In a reviewing science writer Michael Pollan's new book in The New York Times, David Kamp discusses the politics of corn, and how it affects obesity:
...he lays out the many ways in which government policy since the Nixon era — to grow as much corn as possible, subsidized with federal money — is totally out of whack with the needs of nature and the American public.

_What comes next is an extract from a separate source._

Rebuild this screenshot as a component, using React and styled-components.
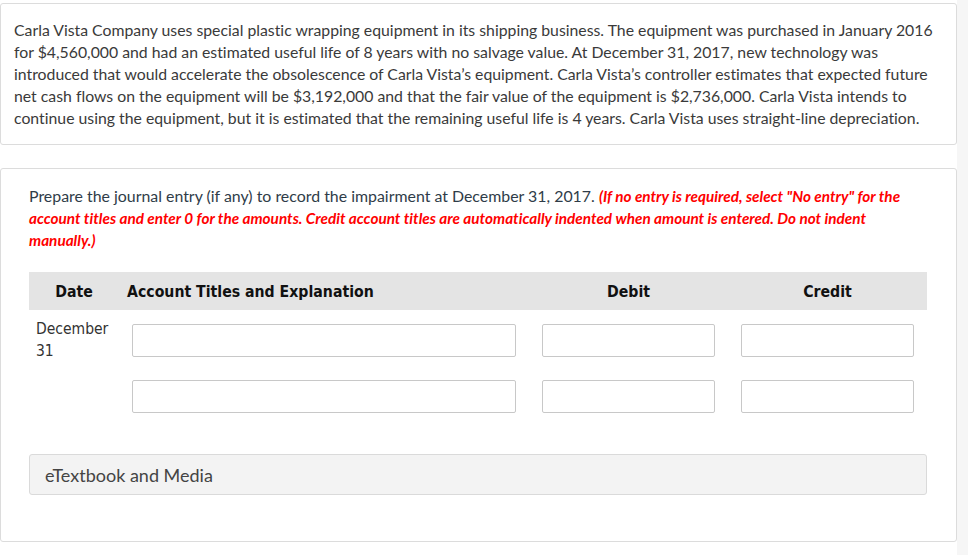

Big agribusiness has Washington in its pocket. The reason its titans want to keep corn cheap and plentiful, Pollan explains, is that they value it, above all, as a remarkably inexpensive industrial raw material. Not only does it fatten up a beef steer more quickly than pasture does (though at a cost to ourselves and cattle, which haven't evolved to digest corn, and are therefore pre-emptively fed antibiotics to offset the stresses caused by their unnatural diet); once milled, refined and recompounded, corn can become any number of things, from ethanol for the gas tank to dozens of edible, if not nutritious, products, like the thickener in a milkshake, the hydrogenated oil in margarine, the modified cornstarch that binds the pulverized meat in a McNugget and, most disastrously, the ubiquitous sweetener known as high-fructose corn syrup (HFCS). Though it didn't reach the American market until 1980, HFCS has insinuated itself into every nook and cranny of the larder — in Pollan's McDonald's meal, there's HFCS not only in his 32-ounce soda, but in the ketchup and the bun of his cheeseburger — and Pollan fingers it as the prime culprit in the nation's obesity epidemic.
As we have blogged about in more detail before, in Disease Proof Your Child Dr. Fuhrman shows no love for high fructose corn syrup:
Soft drinks and processed foods are full of high-fructose corn syrup (HFCS). HFCS is not only fattening, but this inexpensive and ultra-concentrated sugar has no resemblance to real food made by nature. It is another experiment thrust upon our unsuspecting children with unknown dangerous consequences. Besides sugar, corn syrup, and chemicals, these drinks often contain caffeine, an addictive stimulant. Children crave more and more as they get older. By adolescence most children have become soft-drink addicts. It is no surprise that six out of the seven most popular soft drinks contain caffeine. Contrast this high level of sugary "liquid candy" with the meager intake of fresh produce by children and teenagers, and it is no surprise that we have an obesity epidemic beyond all expectations.